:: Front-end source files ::
>>>

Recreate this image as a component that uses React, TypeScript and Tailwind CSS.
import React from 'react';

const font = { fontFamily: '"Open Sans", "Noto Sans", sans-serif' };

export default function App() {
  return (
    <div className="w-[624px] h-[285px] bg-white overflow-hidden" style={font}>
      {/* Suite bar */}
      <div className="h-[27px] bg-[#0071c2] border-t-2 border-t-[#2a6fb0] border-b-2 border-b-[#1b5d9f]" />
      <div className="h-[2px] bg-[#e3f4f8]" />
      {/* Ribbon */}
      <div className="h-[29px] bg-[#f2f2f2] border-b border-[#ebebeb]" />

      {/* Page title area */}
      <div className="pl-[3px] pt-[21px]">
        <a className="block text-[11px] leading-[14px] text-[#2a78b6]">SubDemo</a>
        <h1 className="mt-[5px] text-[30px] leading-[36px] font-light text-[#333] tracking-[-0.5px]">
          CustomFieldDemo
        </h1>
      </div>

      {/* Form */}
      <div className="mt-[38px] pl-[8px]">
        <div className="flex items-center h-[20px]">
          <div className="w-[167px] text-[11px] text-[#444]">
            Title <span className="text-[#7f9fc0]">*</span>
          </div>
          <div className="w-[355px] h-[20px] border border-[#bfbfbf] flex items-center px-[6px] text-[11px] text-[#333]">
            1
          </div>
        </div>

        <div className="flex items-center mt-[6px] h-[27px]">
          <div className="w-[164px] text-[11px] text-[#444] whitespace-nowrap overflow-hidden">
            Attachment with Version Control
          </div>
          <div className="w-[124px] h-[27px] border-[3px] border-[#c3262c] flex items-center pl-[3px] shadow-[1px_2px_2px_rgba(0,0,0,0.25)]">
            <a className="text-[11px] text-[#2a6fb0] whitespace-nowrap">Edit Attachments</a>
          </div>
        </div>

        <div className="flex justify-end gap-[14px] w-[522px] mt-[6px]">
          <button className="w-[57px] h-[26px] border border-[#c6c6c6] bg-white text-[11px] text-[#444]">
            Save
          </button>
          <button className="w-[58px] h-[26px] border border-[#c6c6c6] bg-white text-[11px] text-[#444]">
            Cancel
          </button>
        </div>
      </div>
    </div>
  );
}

<<<
>>>

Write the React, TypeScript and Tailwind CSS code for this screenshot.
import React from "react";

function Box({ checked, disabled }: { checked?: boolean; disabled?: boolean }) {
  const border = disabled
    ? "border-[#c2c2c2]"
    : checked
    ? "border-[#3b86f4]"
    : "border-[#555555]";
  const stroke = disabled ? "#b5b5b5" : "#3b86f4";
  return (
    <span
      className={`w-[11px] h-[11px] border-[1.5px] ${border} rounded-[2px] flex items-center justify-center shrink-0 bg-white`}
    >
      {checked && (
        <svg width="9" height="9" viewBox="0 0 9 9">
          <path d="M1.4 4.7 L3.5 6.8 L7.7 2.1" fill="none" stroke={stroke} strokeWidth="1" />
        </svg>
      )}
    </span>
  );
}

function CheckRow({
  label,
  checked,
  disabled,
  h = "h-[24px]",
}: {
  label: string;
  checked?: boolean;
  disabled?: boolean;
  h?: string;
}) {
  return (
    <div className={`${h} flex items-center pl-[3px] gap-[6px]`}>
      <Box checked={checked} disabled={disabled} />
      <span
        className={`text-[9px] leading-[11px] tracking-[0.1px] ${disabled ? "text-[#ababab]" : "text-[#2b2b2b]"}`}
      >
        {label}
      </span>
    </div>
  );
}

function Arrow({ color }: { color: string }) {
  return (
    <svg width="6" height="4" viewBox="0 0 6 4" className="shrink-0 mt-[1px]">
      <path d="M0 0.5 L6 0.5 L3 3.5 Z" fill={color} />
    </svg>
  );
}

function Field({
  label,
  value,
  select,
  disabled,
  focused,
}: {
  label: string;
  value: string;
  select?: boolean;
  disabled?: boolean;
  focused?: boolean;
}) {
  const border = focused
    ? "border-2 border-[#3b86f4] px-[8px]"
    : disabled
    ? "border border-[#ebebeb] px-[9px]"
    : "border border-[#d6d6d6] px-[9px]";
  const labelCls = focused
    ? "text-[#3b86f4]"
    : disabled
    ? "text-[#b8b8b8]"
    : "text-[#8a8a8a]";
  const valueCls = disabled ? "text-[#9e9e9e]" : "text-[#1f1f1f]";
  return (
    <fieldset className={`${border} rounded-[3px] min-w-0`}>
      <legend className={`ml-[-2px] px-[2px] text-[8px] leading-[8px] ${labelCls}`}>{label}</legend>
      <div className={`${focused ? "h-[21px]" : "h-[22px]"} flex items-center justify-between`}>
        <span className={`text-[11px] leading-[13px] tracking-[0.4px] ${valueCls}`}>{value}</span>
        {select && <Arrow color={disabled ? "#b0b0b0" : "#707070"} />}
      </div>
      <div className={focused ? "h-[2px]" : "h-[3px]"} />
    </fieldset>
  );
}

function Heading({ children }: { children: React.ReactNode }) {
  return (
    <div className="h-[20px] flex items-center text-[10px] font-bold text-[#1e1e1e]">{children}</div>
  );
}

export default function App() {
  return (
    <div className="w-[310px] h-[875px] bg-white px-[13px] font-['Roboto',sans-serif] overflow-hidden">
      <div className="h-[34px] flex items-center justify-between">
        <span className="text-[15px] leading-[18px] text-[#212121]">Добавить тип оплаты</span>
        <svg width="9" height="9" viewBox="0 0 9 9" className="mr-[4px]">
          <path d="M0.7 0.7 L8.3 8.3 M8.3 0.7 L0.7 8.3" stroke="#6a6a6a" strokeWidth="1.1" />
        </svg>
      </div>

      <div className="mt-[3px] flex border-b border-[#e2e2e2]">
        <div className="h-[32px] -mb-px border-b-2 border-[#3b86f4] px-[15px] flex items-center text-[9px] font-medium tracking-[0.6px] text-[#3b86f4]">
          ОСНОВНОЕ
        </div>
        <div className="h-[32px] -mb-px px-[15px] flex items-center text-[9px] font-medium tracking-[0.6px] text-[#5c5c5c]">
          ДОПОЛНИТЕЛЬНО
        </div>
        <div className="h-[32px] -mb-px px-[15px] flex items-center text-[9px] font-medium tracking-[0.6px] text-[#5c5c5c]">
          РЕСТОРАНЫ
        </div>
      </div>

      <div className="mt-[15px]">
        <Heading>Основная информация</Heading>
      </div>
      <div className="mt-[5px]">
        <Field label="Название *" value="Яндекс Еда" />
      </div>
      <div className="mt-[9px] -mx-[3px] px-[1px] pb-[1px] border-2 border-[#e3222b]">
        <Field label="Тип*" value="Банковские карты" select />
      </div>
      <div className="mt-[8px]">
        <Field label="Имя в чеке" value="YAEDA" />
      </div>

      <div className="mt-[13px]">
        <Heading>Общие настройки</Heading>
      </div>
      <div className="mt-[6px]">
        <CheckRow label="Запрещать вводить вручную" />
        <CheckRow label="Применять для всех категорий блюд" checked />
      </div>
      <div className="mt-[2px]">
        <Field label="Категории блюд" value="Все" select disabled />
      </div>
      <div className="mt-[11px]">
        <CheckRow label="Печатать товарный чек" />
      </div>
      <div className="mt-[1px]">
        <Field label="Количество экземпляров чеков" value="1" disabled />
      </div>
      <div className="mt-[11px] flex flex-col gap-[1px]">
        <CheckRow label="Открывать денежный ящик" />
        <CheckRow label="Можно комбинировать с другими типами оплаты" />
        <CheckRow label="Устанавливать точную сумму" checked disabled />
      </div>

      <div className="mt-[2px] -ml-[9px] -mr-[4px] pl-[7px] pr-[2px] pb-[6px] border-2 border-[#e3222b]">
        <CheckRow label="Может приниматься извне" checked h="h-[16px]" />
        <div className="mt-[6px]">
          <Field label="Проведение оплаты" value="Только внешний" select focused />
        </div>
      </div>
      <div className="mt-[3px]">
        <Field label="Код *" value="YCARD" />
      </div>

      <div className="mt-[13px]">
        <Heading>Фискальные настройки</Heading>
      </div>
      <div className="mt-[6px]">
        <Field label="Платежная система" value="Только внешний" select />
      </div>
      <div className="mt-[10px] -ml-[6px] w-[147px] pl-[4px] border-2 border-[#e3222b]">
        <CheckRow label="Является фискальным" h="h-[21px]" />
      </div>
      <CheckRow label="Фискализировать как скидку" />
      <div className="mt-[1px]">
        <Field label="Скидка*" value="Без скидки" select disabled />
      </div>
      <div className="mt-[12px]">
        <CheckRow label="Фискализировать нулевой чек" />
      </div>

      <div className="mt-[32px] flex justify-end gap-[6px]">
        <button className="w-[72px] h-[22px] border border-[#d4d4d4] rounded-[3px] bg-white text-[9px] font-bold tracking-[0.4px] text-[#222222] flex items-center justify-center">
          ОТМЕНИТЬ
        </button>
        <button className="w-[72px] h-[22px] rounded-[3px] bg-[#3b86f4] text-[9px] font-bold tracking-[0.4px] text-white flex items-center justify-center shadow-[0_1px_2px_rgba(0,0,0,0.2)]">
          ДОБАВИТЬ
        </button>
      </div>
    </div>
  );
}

<<<

:: INSTRUCTIONS TO FOLLOW ::
Extract from the material all lines containing the string "TypeScript".

:: WRITTEN REPLY ::
Recreate this image as a component that uses React, TypeScript and Tailwind CSS.
Write the React, TypeScript and Tailwind CSS code for this screenshot.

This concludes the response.